**Exercise brief**
Go through the listing below and list every line with "this".

-- start --

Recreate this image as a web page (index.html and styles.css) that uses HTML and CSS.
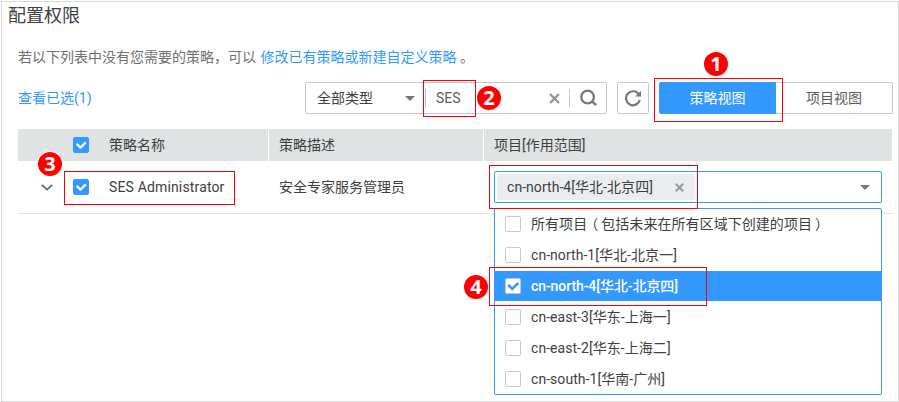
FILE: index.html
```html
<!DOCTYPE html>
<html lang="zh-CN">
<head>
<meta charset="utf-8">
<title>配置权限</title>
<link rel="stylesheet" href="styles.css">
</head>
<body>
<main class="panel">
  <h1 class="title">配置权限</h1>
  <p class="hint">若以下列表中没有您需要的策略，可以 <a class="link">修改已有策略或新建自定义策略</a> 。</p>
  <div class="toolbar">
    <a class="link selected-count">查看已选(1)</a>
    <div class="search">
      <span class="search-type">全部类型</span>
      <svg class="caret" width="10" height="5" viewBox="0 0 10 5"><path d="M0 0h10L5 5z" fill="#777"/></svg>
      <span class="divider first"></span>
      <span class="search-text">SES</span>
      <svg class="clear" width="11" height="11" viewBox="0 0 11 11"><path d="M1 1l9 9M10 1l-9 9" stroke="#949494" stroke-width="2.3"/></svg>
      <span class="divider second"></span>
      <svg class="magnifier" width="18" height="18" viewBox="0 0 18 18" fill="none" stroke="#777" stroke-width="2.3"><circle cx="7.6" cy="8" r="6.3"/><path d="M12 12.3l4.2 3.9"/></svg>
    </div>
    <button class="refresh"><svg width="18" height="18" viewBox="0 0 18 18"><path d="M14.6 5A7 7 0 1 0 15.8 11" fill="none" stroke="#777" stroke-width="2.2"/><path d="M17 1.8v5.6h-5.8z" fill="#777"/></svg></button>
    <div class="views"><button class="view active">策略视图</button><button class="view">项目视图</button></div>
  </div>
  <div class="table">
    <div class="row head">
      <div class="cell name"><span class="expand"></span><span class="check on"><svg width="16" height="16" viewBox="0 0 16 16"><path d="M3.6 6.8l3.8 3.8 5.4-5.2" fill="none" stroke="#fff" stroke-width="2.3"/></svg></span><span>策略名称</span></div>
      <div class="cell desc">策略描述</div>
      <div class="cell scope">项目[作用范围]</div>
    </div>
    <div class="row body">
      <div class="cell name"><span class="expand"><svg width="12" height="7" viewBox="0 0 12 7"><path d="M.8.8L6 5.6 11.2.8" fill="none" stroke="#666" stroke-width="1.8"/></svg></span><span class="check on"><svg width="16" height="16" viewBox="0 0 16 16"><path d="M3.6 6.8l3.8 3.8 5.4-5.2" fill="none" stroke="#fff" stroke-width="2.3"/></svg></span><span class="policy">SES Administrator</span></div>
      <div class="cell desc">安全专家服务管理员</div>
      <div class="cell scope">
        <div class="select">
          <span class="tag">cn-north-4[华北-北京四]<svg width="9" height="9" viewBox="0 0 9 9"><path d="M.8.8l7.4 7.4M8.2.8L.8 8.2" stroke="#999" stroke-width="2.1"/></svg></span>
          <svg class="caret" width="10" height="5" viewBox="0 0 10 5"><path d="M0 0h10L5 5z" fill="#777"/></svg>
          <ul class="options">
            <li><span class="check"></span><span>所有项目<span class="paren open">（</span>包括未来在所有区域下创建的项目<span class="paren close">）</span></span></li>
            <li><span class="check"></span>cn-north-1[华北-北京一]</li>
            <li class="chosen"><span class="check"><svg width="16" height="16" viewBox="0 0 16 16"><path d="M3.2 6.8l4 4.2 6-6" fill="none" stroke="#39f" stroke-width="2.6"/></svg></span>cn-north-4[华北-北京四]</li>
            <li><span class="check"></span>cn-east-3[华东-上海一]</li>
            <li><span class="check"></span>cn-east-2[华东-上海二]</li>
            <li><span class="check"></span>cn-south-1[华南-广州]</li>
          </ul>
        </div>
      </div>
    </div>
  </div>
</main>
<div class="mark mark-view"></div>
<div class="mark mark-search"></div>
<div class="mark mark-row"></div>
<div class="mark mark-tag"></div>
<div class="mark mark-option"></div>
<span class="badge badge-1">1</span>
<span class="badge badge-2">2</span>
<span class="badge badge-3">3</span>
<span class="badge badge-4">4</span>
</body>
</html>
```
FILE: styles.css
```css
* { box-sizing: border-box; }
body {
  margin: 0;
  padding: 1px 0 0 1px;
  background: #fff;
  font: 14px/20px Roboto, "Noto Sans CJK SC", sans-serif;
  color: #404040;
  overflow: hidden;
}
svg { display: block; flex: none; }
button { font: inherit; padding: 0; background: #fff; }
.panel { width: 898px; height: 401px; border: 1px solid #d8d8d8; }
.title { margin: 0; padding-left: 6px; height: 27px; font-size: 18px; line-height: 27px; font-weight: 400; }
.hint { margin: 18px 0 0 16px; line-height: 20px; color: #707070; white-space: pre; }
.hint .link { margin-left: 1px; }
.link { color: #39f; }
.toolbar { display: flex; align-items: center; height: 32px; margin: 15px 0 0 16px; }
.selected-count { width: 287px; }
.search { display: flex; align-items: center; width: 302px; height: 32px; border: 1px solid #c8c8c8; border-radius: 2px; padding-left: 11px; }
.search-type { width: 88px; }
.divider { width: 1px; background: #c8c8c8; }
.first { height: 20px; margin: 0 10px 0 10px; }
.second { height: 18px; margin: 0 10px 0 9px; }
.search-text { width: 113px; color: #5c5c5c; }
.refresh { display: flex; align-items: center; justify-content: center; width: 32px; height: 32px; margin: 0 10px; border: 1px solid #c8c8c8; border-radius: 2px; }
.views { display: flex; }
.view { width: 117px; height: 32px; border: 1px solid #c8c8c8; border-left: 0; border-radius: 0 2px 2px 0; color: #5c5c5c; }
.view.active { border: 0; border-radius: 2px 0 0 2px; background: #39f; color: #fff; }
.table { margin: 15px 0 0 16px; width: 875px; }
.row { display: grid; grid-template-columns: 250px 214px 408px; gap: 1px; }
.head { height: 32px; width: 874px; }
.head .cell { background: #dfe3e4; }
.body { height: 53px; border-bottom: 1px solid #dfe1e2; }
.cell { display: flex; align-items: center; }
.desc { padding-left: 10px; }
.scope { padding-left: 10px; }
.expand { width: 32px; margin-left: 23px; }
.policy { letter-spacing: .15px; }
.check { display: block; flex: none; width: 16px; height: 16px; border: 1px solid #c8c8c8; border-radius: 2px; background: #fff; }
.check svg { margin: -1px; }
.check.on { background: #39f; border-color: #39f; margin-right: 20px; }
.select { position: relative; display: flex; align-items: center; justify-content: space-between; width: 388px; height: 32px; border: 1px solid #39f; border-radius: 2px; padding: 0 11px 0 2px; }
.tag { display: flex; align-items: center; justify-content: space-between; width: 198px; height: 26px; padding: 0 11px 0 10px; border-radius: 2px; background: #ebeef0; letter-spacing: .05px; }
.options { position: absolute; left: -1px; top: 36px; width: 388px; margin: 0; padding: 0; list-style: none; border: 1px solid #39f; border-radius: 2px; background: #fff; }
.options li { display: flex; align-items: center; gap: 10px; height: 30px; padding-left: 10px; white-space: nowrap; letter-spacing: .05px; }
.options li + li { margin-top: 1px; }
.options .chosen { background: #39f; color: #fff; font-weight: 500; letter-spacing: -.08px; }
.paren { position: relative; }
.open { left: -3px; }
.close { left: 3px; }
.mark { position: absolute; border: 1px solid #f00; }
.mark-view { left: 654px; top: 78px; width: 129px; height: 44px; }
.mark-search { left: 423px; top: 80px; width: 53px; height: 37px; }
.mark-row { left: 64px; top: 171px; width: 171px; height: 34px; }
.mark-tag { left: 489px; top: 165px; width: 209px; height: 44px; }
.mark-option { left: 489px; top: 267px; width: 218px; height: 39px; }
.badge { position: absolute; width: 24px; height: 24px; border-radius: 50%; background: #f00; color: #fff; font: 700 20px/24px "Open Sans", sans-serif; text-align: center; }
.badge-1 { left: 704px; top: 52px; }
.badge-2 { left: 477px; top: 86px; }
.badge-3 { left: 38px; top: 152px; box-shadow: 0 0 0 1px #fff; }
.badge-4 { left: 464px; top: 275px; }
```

-- end --
-- start --

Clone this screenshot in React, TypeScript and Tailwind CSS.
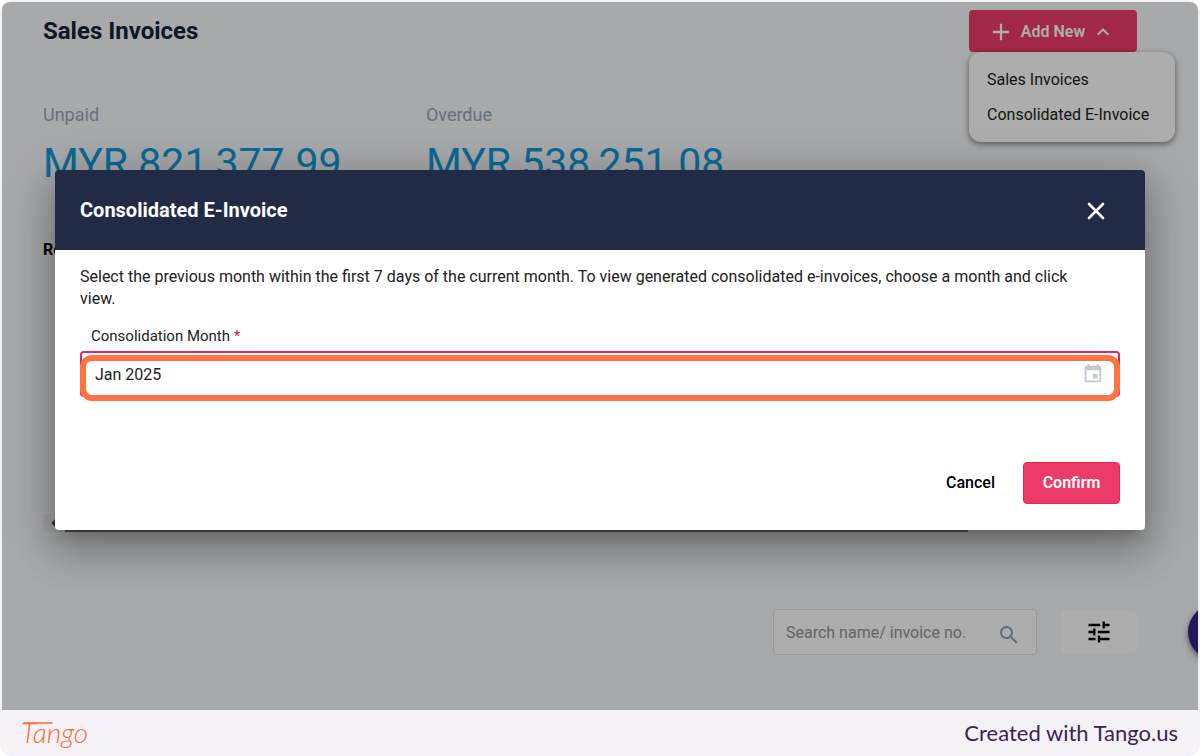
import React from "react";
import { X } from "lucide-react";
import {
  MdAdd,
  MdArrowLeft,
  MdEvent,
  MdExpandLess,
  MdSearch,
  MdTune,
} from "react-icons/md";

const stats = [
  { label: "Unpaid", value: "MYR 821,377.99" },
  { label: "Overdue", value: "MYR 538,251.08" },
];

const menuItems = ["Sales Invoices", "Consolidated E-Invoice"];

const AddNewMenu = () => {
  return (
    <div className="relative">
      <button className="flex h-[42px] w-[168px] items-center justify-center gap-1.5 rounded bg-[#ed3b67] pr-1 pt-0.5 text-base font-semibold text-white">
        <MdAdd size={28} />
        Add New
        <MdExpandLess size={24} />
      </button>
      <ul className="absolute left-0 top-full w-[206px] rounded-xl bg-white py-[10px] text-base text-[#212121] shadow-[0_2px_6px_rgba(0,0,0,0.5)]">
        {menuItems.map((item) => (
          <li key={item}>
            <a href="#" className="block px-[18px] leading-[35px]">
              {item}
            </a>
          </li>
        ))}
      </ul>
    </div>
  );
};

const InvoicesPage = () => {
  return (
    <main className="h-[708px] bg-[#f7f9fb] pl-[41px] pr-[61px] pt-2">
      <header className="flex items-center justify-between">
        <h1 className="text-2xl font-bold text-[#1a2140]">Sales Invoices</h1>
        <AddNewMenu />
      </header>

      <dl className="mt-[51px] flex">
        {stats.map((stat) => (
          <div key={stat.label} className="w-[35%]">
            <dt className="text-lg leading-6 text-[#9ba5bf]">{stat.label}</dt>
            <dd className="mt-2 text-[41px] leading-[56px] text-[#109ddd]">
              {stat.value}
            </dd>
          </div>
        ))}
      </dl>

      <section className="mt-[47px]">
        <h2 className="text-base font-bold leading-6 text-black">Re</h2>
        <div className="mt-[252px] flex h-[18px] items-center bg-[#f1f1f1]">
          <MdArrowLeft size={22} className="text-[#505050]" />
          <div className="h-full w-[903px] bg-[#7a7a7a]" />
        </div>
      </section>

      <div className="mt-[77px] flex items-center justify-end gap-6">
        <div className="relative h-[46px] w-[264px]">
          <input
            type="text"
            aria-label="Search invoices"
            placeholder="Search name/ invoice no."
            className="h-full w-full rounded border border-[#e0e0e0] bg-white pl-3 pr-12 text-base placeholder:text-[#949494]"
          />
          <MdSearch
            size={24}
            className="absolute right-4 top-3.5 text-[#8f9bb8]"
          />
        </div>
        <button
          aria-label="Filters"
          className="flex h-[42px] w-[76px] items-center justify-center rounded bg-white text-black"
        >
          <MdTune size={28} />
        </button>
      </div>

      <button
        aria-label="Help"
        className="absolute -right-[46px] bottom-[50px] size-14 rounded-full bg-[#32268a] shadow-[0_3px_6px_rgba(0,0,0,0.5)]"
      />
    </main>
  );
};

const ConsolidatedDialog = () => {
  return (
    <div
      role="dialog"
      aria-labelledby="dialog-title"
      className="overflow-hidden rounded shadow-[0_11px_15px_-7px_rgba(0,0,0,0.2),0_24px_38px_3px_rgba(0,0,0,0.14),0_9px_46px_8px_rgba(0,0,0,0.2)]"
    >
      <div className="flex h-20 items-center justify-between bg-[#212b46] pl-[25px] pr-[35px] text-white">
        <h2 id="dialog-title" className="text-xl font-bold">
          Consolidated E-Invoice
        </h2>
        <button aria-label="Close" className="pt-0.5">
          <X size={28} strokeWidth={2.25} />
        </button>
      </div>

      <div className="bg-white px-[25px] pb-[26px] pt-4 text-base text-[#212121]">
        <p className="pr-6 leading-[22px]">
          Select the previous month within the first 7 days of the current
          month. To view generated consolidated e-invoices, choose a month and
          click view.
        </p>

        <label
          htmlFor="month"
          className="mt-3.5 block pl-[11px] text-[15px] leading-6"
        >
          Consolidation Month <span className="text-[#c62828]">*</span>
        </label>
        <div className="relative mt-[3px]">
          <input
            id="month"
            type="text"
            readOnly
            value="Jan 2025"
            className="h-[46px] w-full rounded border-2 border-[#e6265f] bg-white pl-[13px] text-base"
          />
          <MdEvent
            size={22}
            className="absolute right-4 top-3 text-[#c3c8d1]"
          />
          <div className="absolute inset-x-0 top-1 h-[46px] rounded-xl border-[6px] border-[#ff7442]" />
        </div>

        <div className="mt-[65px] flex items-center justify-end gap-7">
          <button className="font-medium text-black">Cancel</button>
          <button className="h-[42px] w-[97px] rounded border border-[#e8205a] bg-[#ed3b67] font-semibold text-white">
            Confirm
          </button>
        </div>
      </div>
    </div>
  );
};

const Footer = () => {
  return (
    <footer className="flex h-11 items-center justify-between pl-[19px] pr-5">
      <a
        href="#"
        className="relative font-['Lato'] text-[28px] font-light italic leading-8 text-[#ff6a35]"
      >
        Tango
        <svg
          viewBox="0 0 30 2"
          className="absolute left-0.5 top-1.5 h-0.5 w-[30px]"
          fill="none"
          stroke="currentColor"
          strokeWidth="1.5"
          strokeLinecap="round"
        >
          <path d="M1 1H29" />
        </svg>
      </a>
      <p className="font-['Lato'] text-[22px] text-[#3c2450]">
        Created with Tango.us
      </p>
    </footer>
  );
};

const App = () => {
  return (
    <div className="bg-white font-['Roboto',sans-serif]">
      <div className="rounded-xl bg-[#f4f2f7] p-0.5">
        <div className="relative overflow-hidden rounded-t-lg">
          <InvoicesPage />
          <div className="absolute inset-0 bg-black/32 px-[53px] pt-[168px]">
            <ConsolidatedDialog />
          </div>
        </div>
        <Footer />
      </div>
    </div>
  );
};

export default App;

-- end --

**Complete output**
Recreate this image as a web page (index.html and styles.css) that uses HTML and CSS.
Clone this screenshot in React, TypeScript and Tailwind CSS.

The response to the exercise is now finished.